Thursday, April 5, 2007

Personal responsibility and professional development

Over in the Liminal Librarian, Rachel Gordon has a pithy post about personal responsibility on the part of new librarians. The last few sentences sum it up nicely:
If we're going to continue to remain relevant as a profession, we need first to take personal responsibility -- for remaining informed, for building something that goes beyond ourselves, for moving forward in our careers. Our institutions are nothing without their people; our profession is built from our multiple and ongoing contributions to the field. It's difficult to be proactive in moving ourselves or the profession forward if a sense of entitlement and a belief that we are subject to forces beyond our control permeates our careers.

Rachel is discussing this sense of personal responsibility from the perspective of newer librarians, regardless of age. I've had a growing frustration with more experienced members of our profession who hold desperately onto the idea that "all that technology" has no relevance to good librarianship. In fact, I've been thinking so much about this idea that I submitted an abstract for Internet Librarian on "Making Them Care: Demonstrating the relevance of Library 2.0 to staff and management"

What I find most ironic about this resistance to learning about new technologies -- or even new ways of doing this work that don't require something electronic -- is that libraries have been trying to position themselves as "the people's university" or "a place for lifelong learning." How can we claim that title if the professionals providing support for that learning don't keep learning themselves? Particularly about tools that are becoming increasingly pervasive in our patrons' lives, and our own?

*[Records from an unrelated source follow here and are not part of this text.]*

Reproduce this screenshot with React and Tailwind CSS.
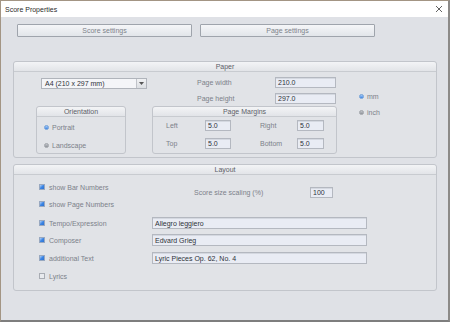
import React from "react";

const font = "font-['Liberation_Sans',Arial,sans-serif]";

function Group({ title, className, children }) {
    return (
        <div className={`border border-[#c2c5cb] rounded-[3px] bg-[#e1e3e7] flex flex-col ${className}`}>
            <div className="h-[10px] shrink-0 border-b border-[#c8cbd0] rounded-t-[3px] bg-linear-to-b from-[#f3f4f6] to-[#e2e4e8] flex items-center justify-center text-[7px] text-[#5c6068] leading-none">
                {title}
            </div>
            {children}
        </div>
    );
}

function Field({ value, className, tall }) {
    return (
        <div className={`${tall ? "h-[12px]" : "h-[11px]"} shrink-0 border border-[#b4b8c0] bg-[#e9ecf4] shadow-[inset_0_1px_0_#d4d8e0] flex items-center pl-[2px] text-[7px] text-[#2e3238] leading-none ${className}`}>
            {value}
        </div>
    );
}

function Radio({ on, label }) {
    return (
        <div className="h-[10px] flex items-center">
            <div className={`w-[5px] h-[5px] rounded-full ${on ? "bg-linear-to-b from-[#a9cdf5] to-[#3b82e6] border border-[#6f9fd8]" : "bg-linear-to-b from-[#c4c7cc] to-[#8e9299] border border-[#9ea2a8]"}`} />
            <span className="ml-[3px] text-[7px] text-[#7c818a] leading-none">{label}</span>
        </div>
    );
}

function Check({ on, label, labelWidth }) {
    return (
        <>
            <div className={`w-[6px] h-[6px] shrink-0 border ${on ? "border-[#98a8c0] bg-linear-to-br from-[#b6d2f4] via-[#3d86e4] to-[#2c6fd0]" : "border-[#a8acb3] bg-[#e8eaee]"}`} />
            <span className={`ml-[4px] text-[7px] text-[#7c818a] leading-none ${labelWidth || ""}`}>{label}</span>
        </>
    );
}

export default function App() {
    const rows = [
        { label: "Tempo/Expression", value: "Allegro leggiero", gap: "mt-[7px]" },
        { label: "Composer", value: "Edvard Grieg", gap: "mt-[5px]" },
        { label: "additional Text", value: "Lyric Pieces Op. 62, No. 4", gap: "mt-[6px]" },
    ];

    return (
        <div className={`${font} w-[450px] h-[322px] flex flex-col border border-[#a39584] border-r-[2px] border-r-[#8c8a88] border-b-[2px] border-b-[#7e7e7e] bg-[#dfe1e6] overflow-hidden`}>
            <div className="h-[16px] shrink-0 bg-white flex items-center justify-between pl-[4px] pr-[5px]">
                <span className="text-[7px] text-[#2b2b2b] leading-none">Score Properties</span>
                <svg width="8" height="8" viewBox="0 0 8 8">
                    <path d="M1 1 L7 7 M7 1 L1 7" stroke="#505050" strokeWidth="0.9" fill="none" />
                </svg>
            </div>

            <div className="flex gap-[8px] pl-[16px] mt-[7px]">
                {["Score settings", "Page settings"].map((t) => (
                    <div key={t} className="w-[175px] h-[13px] border border-[#9fa4ac] rounded-[1px] bg-linear-to-b from-[#f5f6f8] to-[#e2e5ea] flex items-center justify-center text-[7px] text-[#7d828a] leading-none">
                        {t}
                    </div>
                ))}
            </div>

            <Group title="Paper" className="ml-[12px] mt-[24px] w-[424px] h-[97px]">
                <div className="flex">
                    <div className="ml-[22px] w-[301px] flex flex-col">
                        <div className="flex">
                            <div className="ml-[5px] mt-[6px] w-[106px] h-[11px] border border-[#b0b4bb] bg-[#f4f5f8] flex items-center">
                                <span className="flex-1 pl-[3px] text-[7px] text-[#2e3238] leading-none">A4 (210 x 297 mm)</span>
                                <div className="w-[10px] h-full border-l border-[#c0c3c9] bg-linear-to-b from-[#f0f1f3] to-[#dcdfe3] flex items-center justify-center">
                                    <svg width="5" height="3" viewBox="0 0 5 3"><path d="M0 0 H5 L2.5 3 Z" fill="#555" /></svg>
                                </div>
                            </div>
                            <div className="ml-[50px] mt-[5px] flex flex-col gap-[5px]">
                                <div className="flex items-center">
                                    <span className="w-[78px] text-[7px] text-[#7c818a] leading-none">Page width</span>
                                    <Field value="210.0" className="w-[61px]" />
                                </div>
                                <div className="flex items-center">
                                    <span className="w-[78px] text-[7px] text-[#7c818a] leading-none">Page height</span>
                                    <Field value="297.0" className="w-[61px]" />
                                </div>
                            </div>
                        </div>

                        <div className="flex mt-[2px]">
                            <Group title="Orientation" className="w-[90px] h-[48px]">
                                <div className="pl-[7px] mt-[5px] flex flex-col gap-[8px]">
                                    <Radio on label="Portrait" />
                                    <Radio label="Landscape" />
                                </div>
                            </Group>
                            <Group title="Page Margins" className="ml-[26px] w-[185px] h-[48px]">
                                <div className="pl-[13px] mt-[3px] flex flex-col gap-[7px]">
                                    <div className="flex items-center">
                                        <span className="w-[39px] text-[7px] text-[#7c818a] leading-none">Left</span>
                                        <Field value="5.0" className="w-[26px]" />
                                        <span className="ml-[29px] w-[37px] text-[7px] text-[#7c818a] leading-none">Right</span>
                                        <Field value="5.0" className="w-[27px]" />
                                    </div>
                                    <div className="flex items-center">
                                        <span className="w-[39px] text-[7px] text-[#7c818a] leading-none">Top</span>
                                        <Field value="5.0" className="w-[26px]" />
                                        <span className="ml-[29px] w-[37px] text-[7px] text-[#7c818a] leading-none">Bottom</span>
                                        <Field value="5.0" className="w-[27px]" />
                                    </div>
                                </div>
                            </Group>
                        </div>
                    </div>

                    <div className="ml-[22px] mt-[19px] flex flex-col gap-[6px]">
                        <Radio on label="mm" />
                        <Radio label="inch" />
                    </div>
                </div>
            </Group>

            <Group title="Layout" className="ml-[12px] mt-[6px] w-[424px] h-[127px]">
                <div className="pl-[25px] flex flex-col">
                    <div className="flex mt-[6px]">
                        <div className="w-[155px] flex flex-col gap-[5px]">
                            <div className="h-[12px] flex items-center"><Check on label="show Bar Numbers" /></div>
                            <div className="h-[12px] flex items-center"><Check on label="show Page Numbers" /></div>
                        </div>
                        <div className="mt-[6px] h-[11px] flex items-center">
                            <span className="w-[116px] text-[7px] text-[#7c818a] leading-none">Score size scaling (%)</span>
                            <Field value="100" className="w-[23px]" />
                        </div>
                    </div>
                    {rows.map((r) => (
                        <div key={r.label} className={`h-[12px] flex items-center ${r.gap}`}>
                            <Check on label={r.label} labelWidth="w-[103px]" />
                            <Field tall value={r.value} className="w-[215px]" />
                        </div>
                    ))}
                    <div className="h-[12px] flex items-center mt-[6px]">
                        <Check label="Lyrics" />
                    </div>
                </div>
            </Group>
        </div>
    );
}
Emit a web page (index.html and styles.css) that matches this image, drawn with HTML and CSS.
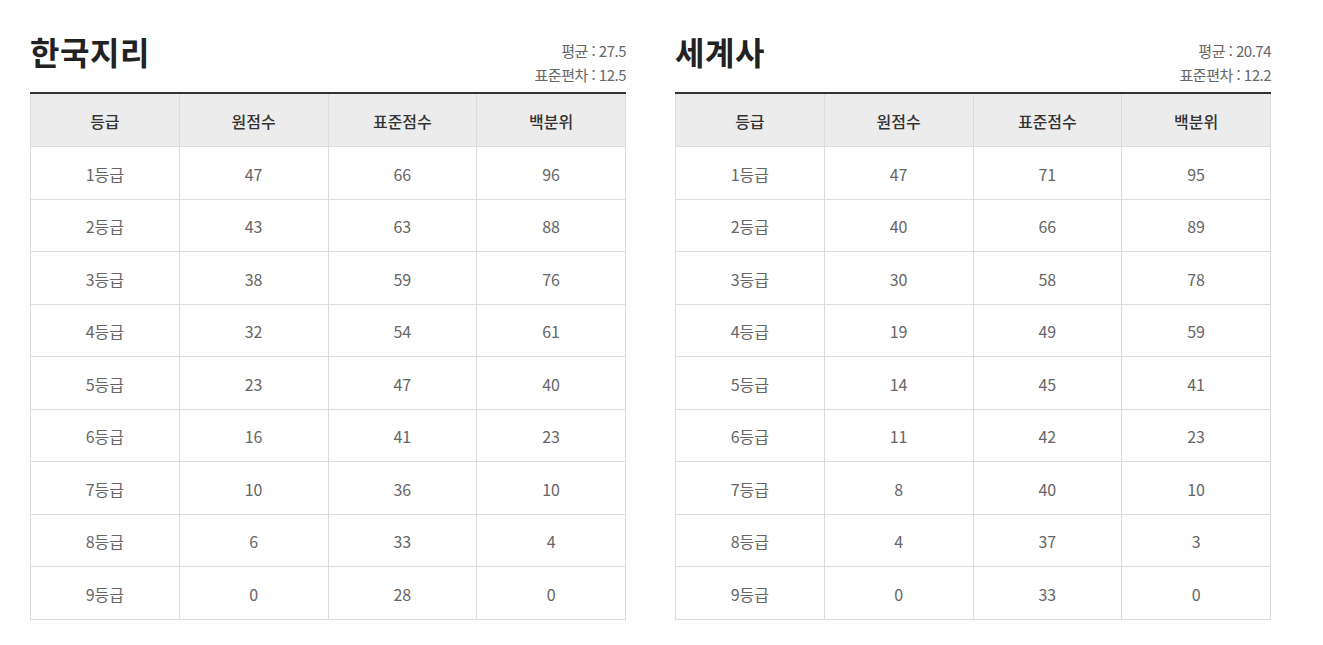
FILE: index.html
```html
<!DOCTYPE html>
<html lang="ko">
<head>
<meta charset="utf-8">
<link rel="stylesheet" href="styles.css">
</head>
<body>
<div class="wrap">
  <section class="panel">
    <div class="head">
      <h2 class="title">한국지리</h2>
      <div class="stats">
        <p>평균 : 27.5</p>
        <p>표준편차 : 12.5</p>
      </div>
    </div>
    <table class="grade">
      <thead><tr><th>등급</th><th>원점수</th><th>표준점수</th><th>백분위</th></tr></thead>
      <tbody>
        <tr><td>1등급</td><td>47</td><td>66</td><td>96</td></tr>
        <tr><td>2등급</td><td>43</td><td>63</td><td>88</td></tr>
        <tr><td>3등급</td><td>38</td><td>59</td><td>76</td></tr>
        <tr><td>4등급</td><td>32</td><td>54</td><td>61</td></tr>
        <tr><td>5등급</td><td>23</td><td>47</td><td>40</td></tr>
        <tr><td>6등급</td><td>16</td><td>41</td><td>23</td></tr>
        <tr><td>7등급</td><td>10</td><td>36</td><td>10</td></tr>
        <tr><td>8등급</td><td>6</td><td>33</td><td>4</td></tr>
        <tr><td>9등급</td><td>0</td><td>28</td><td>0</td></tr>
      </tbody>
    </table>
  </section>
  <section class="panel">
    <div class="head">
      <h2 class="title">세계사</h2>
      <div class="stats">
        <p>평균 : 20.74</p>
        <p>표준편차 : 12.2</p>
      </div>
    </div>
    <table class="grade">
      <thead><tr><th>등급</th><th>원점수</th><th>표준점수</th><th>백분위</th></tr></thead>
      <tbody>
        <tr><td>1등급</td><td>47</td><td>71</td><td>95</td></tr>
        <tr><td>2등급</td><td>40</td><td>66</td><td>89</td></tr>
        <tr><td>3등급</td><td>30</td><td>58</td><td>78</td></tr>
        <tr><td>4등급</td><td>19</td><td>49</td><td>59</td></tr>
        <tr><td>5등급</td><td>14</td><td>45</td><td>41</td></tr>
        <tr><td>6등급</td><td>11</td><td>42</td><td>23</td></tr>
        <tr><td>7등급</td><td>8</td><td>40</td><td>10</td></tr>
        <tr><td>8등급</td><td>4</td><td>37</td><td>3</td></tr>
        <tr><td>9등급</td><td>0</td><td>33</td><td>0</td></tr>
      </tbody>
    </table>
  </section>
</div>
</body>
</html>
```
FILE: styles.css
```css
html, body {
  margin: 0;
  padding: 0;
  background: #fff;
}
body {
  font-family: "Noto Sans CJK KR", "Noto Sans", sans-serif;
  color: #666;
}
.wrap {
  display: flex;
  gap: 49px;
  padding: 31px 0 0 30px;
}
.panel {
  width: 596px;
}
.head {
  display: flex;
  justify-content: space-between;
  align-items: flex-start;
  margin-bottom: 6px;
}
.title {
  margin: 0;
  font-size: 32px;
  font-weight: 700;
  color: #222;
  line-height: 40px;
  letter-spacing: 0.6px;
}
.stats {
  text-align: right;
  padding-top: 8px;
  margin-bottom: -1px;
}
.stats p {
  margin: 0;
  font-size: 15px;
  line-height: 24px;
  letter-spacing: -0.5px;
  color: #666;
}
.grade {
  width: 596px;
  border-collapse: collapse;
  table-layout: fixed;
  border-top: 2px solid #333;
}
.grade th, .grade td {
  border: 1px solid #dcdcdc;
  text-align: center;
  font-size: 16px;
  padding: 2px 0 0;
}
.grade th {
  background: #ececec;
  color: #333;
  font-weight: 500;
  height: 50px;
  border-top: 0;
}
.grade td {
  height: 49.5px;
  color: #666;
  font-weight: 400;
}
```
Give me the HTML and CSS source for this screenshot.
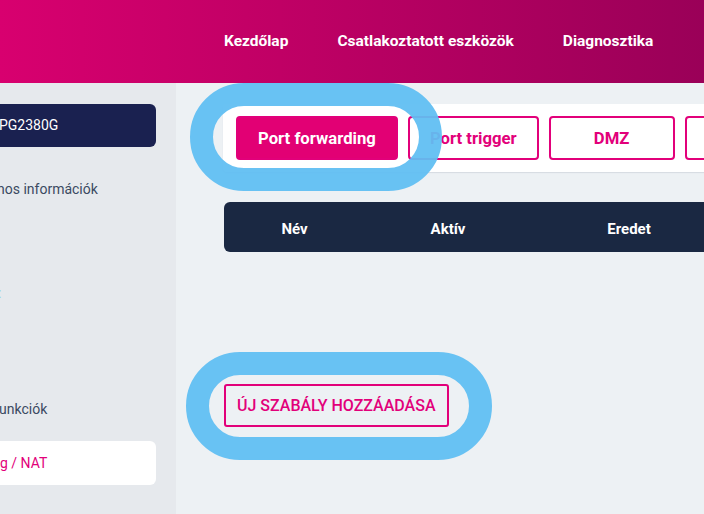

I've often felt that I, as a 30-something librarian with nearly a decade in the field, straddle the fence between the techno-evangelists and the reluctant adopters. I see the benefits of slow transitions to new technologies, of not running off hare-brained after every fad. But I also see where willing ignorance and the inability to see why this is important are keeping us from serving ever-growing numbers of our patrons in the best possible way.


Rachel said...

I think that would be an excellent program for Internet Librarian, hope to see it there!

Jessica Steytler said...

well said. I do hope that your proposal is accepted! You should consider sending it over to Simmons for continuing ed there, too.

The Eclectic Librarian said...

Thanks for the vote of confidence, Rachel. I hope to see you there as well (I actually met you during your Infotour during last falls' IL).